**DATA LINES**.
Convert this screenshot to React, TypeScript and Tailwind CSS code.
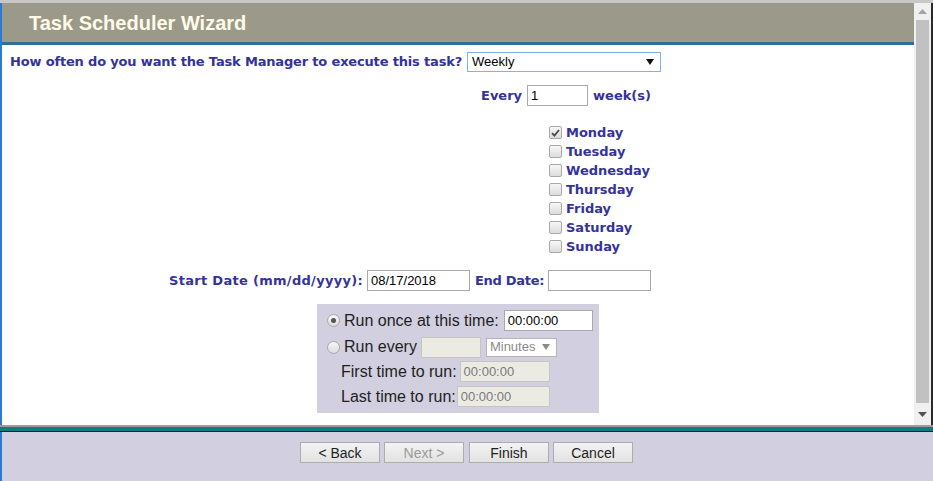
import React from "react";

const DAYS = ["Monday", "Tuesday", "Wednesday", "Thursday", "Friday", "Saturday", "Sunday"];

const label = "font-['DejaVu_Sans',Verdana,sans-serif] font-bold text-[13px] text-[#333399] whitespace-nowrap";
const arial = "font-['Liberation_Sans',Arial,sans-serif]";

function CheckBox({ checked }: { checked?: boolean }) {
  return (
    <span className="flex h-[13px] w-[13px] items-center justify-center rounded-[2px] border border-[#a9a9a9] bg-linear-to-b from-[#f7f7f7] to-[#dcdcdc]">
      {checked && (
        <svg width="9" height="8" viewBox="0 0 9 8">
          <path d="M1 4.2 L3.4 6.6 L8 1" fill="none" stroke="#4a4a4a" strokeWidth="1.8" />
        </svg>
      )}
    </span>
  );
}

function Radio({ checked }: { checked?: boolean }) {
  return (
    <span className="flex h-[13px] w-[13px] items-center justify-center rounded-full border border-[#a9a9a9] bg-linear-to-b from-[#f7f7f7] to-[#dcdcdc]">
      {checked && <span className="h-[5px] w-[5px] rounded-full bg-[#555]" />}
    </span>
  );
}

function TextBox({ value, w, disabled }: { value?: string; w: string; disabled?: boolean }) {
  return (
    <div
      className={`${w} flex h-[21px] items-center border px-[3px] text-[13px] ${arial} ${
        disabled ? "border-[#c6c6c0] bg-[#ebebe4] text-[#7a7a7a]" : "border-[#a9a9a9] bg-white text-black"
      }`}
    >
      {value}
    </div>
  );
}

function Arrow({ color }: { color: string }) {
  return (
    <svg width="8" height="6" viewBox="0 0 8 6">
      <path d="M0 0 H8 L4 6 Z" fill={color} />
    </svg>
  );
}

function Btn({ children, disabled, extra }: { children: React.ReactNode; disabled?: boolean; extra?: string }) {
  return (
    <button
      className={`h-[21px] w-[80px] border border-[#adadad] bg-linear-to-b from-[#f3f3f3] to-[#e2e2e2] text-[14px] ${arial} ${
        disabled ? "text-[#9a9a9a]" : "text-[#1e1e1e]"
      } ${extra ?? ""}`}
    >
      {children}
    </button>
  );
}

export default function App() {
  return (
    <div className="flex h-[481px] w-[933px] flex-col overflow-hidden bg-white">
      <div className="h-[3px] bg-[#c8c8c8]" />
      <div className="flex flex-1 border-l-2 border-[#2b7bd5]">
        <div className="flex h-[422px] flex-1 flex-col">
          <div className="flex h-[39px] items-center bg-[#9b998a] pl-[27px]">
            <span className={`${arial} text-[20px] font-bold text-[#fffbe8]`}>Task Scheduler Wizard</span>
          </div>
          <div className="h-[3px] bg-[#2f6e98]" />
          <div className="flex flex-col pt-[7px]">
            <div className="flex h-[20px] items-center gap-[5px] pl-[8px]">
              <span className={`${label} tracking-[-0.17px]`}>How often do you want the Task Manager to execute this task?</span>
              <div className={`flex h-[20px] w-[194px] items-center justify-between border border-[#7eb4ea] bg-white pl-[4px] pr-[6px] text-[13px] text-black ${arial}`}>
                Weekly
                <Arrow color="#111" />
              </div>
            </div>

            <div className="mt-[13px] flex items-center gap-[5px] pl-[479px]">
              <span className={label}>Every</span>
              <TextBox value="1" w="w-[61px]" />
              <span className={label}>week(s)</span>
            </div>

            <div className="mt-[17px] flex flex-col pl-[547px]">
              {DAYS.map((d, i) => (
                <div key={d} className="flex h-[19px] items-center gap-[4px]">
                  <CheckBox checked={i === 0} />
                  <span className={label}>{d}</span>
                </div>
              ))}
            </div>

            <div className="mt-[14px] flex items-center gap-[4px] pl-[167px]">
              <span className={`${label} tracking-[0.3px]`}>Start Date (mm/dd/yyyy):</span>
              <TextBox value="08/17/2018" w="w-[103px]" />
              <span className={`${label} ml-[1px] tracking-[-0.3px]`}>End Date:</span>
              <TextBox w="w-[103px]" />
            </div>

            <div className="ml-[315px] mt-[13px] flex w-[282px] flex-col bg-[#d2cfe0] pb-[6px] pl-[10px] pt-[6px] text-[16px] text-[#1e1e1e]">
              <div className={`flex h-[21px] items-center ${arial}`}>
                <Radio checked />
                <span className="ml-[4px] mr-[5px]">Run once at this time:</span>
                <TextBox value="00:00:00" w="w-[89px]" />
              </div>
              <div className={`mt-[6px] flex h-[20px] items-center ${arial}`}>
                <Radio />
                <span className="ml-[4px] mr-[4px]">Run every</span>
                <TextBox w="w-[60px]" disabled />
                <div className="ml-[5px] flex h-[19px] w-[71px] items-center justify-between border border-[#b5b5b5] bg-white pl-[3px] pr-[6px] text-[13px] text-[#8a8a8a]">
                  Minutes
                  <Arrow color="#8a8a8a" />
                </div>
              </div>
              <div className={`mt-[4px] flex h-[21px] items-center pl-[14px] ${arial}`}>
                <span className="mr-[3px]">First time to run:</span>
                <TextBox value="00:00:00" w="w-[90px]" disabled />
              </div>
              <div className={`mt-[4px] flex h-[21px] items-center pl-[14px] ${arial}`}>
                <span className="mr-[1px]">Last time to run:</span>
                <TextBox value="00:00:00" w="w-[93px]" disabled />
              </div>
            </div>
          </div>
        </div>

        <div className="flex h-[422px] w-[17px] flex-col items-center bg-[#f0f0f0]">
          <div className="flex h-[17px] items-center justify-center">
            <svg width="9" height="5" viewBox="0 0 9 5">
              <path d="M0 5 L4.5 0 L9 5 Z" fill="#a3a3a3" />
            </svg>
          </div>
          <div className="h-[383px] w-[13px] bg-[#c1c1c1]" />
          <div className="flex h-[22px] items-center justify-center">
            <svg width="9" height="5" viewBox="0 0 9 5">
              <path d="M0 0 L9 0 L4.5 5 Z" fill="#505050" />
            </svg>
          </div>
        </div>
        <div className="w-[2px] bg-[#2a2a2a]" />
      </div>

      <div className="h-[2px] bg-[#9c9c9c]" />
      <div className="h-[4px] bg-[#0e7f7c]" />
      <div className="h-[1px] bg-[#1c1c1c]" />
      <div className="flex h-[49px] justify-center border-l-2 border-[#2b7bd5] bg-[#d2cfe0] pr-[2px] pt-[10px]">
        <Btn extra="mr-[4px]">&lt; Back</Btn>
        <Btn disabled extra="mr-[5px]">Next &gt;</Btn>
        <Btn extra="mr-[4px]">Finish</Btn>
        <Btn>Cancel</Btn>
      </div>
    </div>
  );
}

**WHAT NEEDS TO BE DONE**. Quote each line of the listing exactly, but leave the pictures out.

**THE ANSWER**.
Convert this screenshot to React, TypeScript and Tailwind CSS code.
import React from "react";

const DAYS = ["Monday", "Tuesday", "Wednesday", "Thursday", "Friday", "Saturday", "Sunday"];

const label = "font-['DejaVu_Sans',Verdana,sans-serif] font-bold text-[13px] text-[#333399] whitespace-nowrap";
const arial = "font-['Liberation_Sans',Arial,sans-serif]";

function CheckBox({ checked }: { checked?: boolean }) {
  return (
    <span className="flex h-[13px] w-[13px] items-center justify-center rounded-[2px] border border-[#a9a9a9] bg-linear-to-b from-[#f7f7f7] to-[#dcdcdc]">
      {checked && (
        <svg width="9" height="8" viewBox="0 0 9 8">
          <path d="M1 4.2 L3.4 6.6 L8 1" fill="none" stroke="#4a4a4a" strokeWidth="1.8" />
        </svg>
      )}
    </span>
  );
}

function Radio({ checked }: { checked?: boolean }) {
  return (
    <span className="flex h-[13px] w-[13px] items-center justify-center rounded-full border border-[#a9a9a9] bg-linear-to-b from-[#f7f7f7] to-[#dcdcdc]">
      {checked && <span className="h-[5px] w-[5px] rounded-full bg-[#555]" />}
    </span>
  );
}

function TextBox({ value, w, disabled }: { value?: string; w: string; disabled?: boolean }) {
  return (
    <div
      className={`${w} flex h-[21px] items-center border px-[3px] text-[13px] ${arial} ${
        disabled ? "border-[#c6c6c0] bg-[#ebebe4] text-[#7a7a7a]" : "border-[#a9a9a9] bg-white text-black"
      }`}
    >
      {value}
    </div>
  );
}

function Arrow({ color }: { color: string }) {
  return (
    <svg width="8" height="6" viewBox="0 0 8 6">
      <path d="M0 0 H8 L4 6 Z" fill={color} />
    </svg>
  );
}

function Btn({ children, disabled, extra }: { children: React.ReactNode; disabled?: boolean; extra?: string }) {
  return (
    <button
      className={`h-[21px] w-[80px] border border-[#adadad] bg-linear-to-b from-[#f3f3f3] to-[#e2e2e2] text-[14px] ${arial} ${
        disabled ? "text-[#9a9a9a]" : "text-[#1e1e1e]"
      } ${extra ?? ""}`}
    >
      {children}
    </button>
  );
}

export default function App() {
  return (
    <div className="flex h-[481px] w-[933px] flex-col overflow-hidden bg-white">
      <div className="h-[3px] bg-[#c8c8c8]" />
      <div className="flex flex-1 border-l-2 border-[#2b7bd5]">
        <div className="flex h-[422px] flex-1 flex-col">
          <div className="flex h-[39px] items-center bg-[#9b998a] pl-[27px]">
            <span className={`${arial} text-[20px] font-bold text-[#fffbe8]`}>Task Scheduler Wizard</span>
          </div>
          <div className="h-[3px] bg-[#2f6e98]" />
          <div className="flex flex-col pt-[7px]">
            <div className="flex h-[20px] items-center gap-[5px] pl-[8px]">
              <span className={`${label} tracking-[-0.17px]`}>How often do you want the Task Manager to execute this task?</span>
              <div className={`flex h-[20px] w-[194px] items-center justify-between border border-[#7eb4ea] bg-white pl-[4px] pr-[6px] text-[13px] text-black ${arial}`}>
                Weekly
                <Arrow color="#111" />
              </div>
            </div>

            <div className="mt-[13px] flex items-center gap-[5px] pl-[479px]">
              <span className={label}>Every</span>
              <TextBox value="1" w="w-[61px]" />
              <span className={label}>week(s)</span>
            </div>

            <div className="mt-[17px] flex flex-col pl-[547px]">
              {DAYS.map((d, i) => (
                <div key={d} className="flex h-[19px] items-center gap-[4px]">
                  <CheckBox checked={i === 0} />
                  <span className={label}>{d}</span>
                </div>
              ))}
            </div>

            <div className="mt-[14px] flex items-center gap-[4px] pl-[167px]">
              <span className={`${label} tracking-[0.3px]`}>Start Date (mm/dd/yyyy):</span>
              <TextBox value="08/17/2018" w="w-[103px]" />
              <span className={`${label} ml-[1px] tracking-[-0.3px]`}>End Date:</span>
              <TextBox w="w-[103px]" />
            </div>

            <div className="ml-[315px] mt-[13px] flex w-[282px] flex-col bg-[#d2cfe0] pb-[6px] pl-[10px] pt-[6px] text-[16px] text-[#1e1e1e]">
              <div className={`flex h-[21px] items-center ${arial}`}>
                <Radio checked />
                <span className="ml-[4px] mr-[5px]">Run once at this time:</span>
                <TextBox value="00:00:00" w="w-[89px]" />
              </div>
              <div className={`mt-[6px] flex h-[20px] items-center ${arial}`}>
                <Radio />
                <span className="ml-[4px] mr-[4px]">Run every</span>
                <TextBox w="w-[60px]" disabled />
                <div className="ml-[5px] flex h-[19px] w-[71px] items-center justify-between border border-[#b5b5b5] bg-white pl-[3px] pr-[6px] text-[13px] text-[#8a8a8a]">
                  Minutes
                  <Arrow color="#8a8a8a" />
                </div>
              </div>
              <div className={`mt-[4px] flex h-[21px] items-center pl-[14px] ${arial}`}>
                <span className="mr-[3px]">First time to run:</span>
                <TextBox value="00:00:00" w="w-[90px]" disabled />
              </div>
              <div className={`mt-[4px] flex h-[21px] items-center pl-[14px] ${arial}`}>
                <span className="mr-[1px]">Last time to run:</span>
                <TextBox value="00:00:00" w="w-[93px]" disabled />
              </div>
            </div>
          </div>
        </div>

        <div className="flex h-[422px] w-[17px] flex-col items-center bg-[#f0f0f0]">
          <div className="flex h-[17px] items-center justify-center">
            <svg width="9" height="5" viewBox="0 0 9 5">
              <path d="M0 5 L4.5 0 L9 5 Z" fill="#a3a3a3" />
            </svg>
          </div>
          <div className="h-[383px] w-[13px] bg-[#c1c1c1]" />
          <div className="flex h-[22px] items-center justify-center">
            <svg width="9" height="5" viewBox="0 0 9 5">
              <path d="M0 0 L9 0 L4.5 5 Z" fill="#505050" />
            </svg>
          </div>
        </div>
        <div className="w-[2px] bg-[#2a2a2a]" />
      </div>

      <div className="h-[2px] bg-[#9c9c9c]" />
      <div className="h-[4px] bg-[#0e7f7c]" />
      <div className="h-[1px] bg-[#1c1c1c]" />
      <div className="flex h-[49px] justify-center border-l-2 border-[#2b7bd5] bg-[#d2cfe0] pr-[2px] pt-[10px]">
        <Btn extra="mr-[4px]">&lt; Back</Btn>
        <Btn disabled extra="mr-[5px]">Next &gt;</Btn>
        <Btn extra="mr-[4px]">Finish</Btn>
        <Btn>Cancel</Btn>
      </div>
    </div>
  );
}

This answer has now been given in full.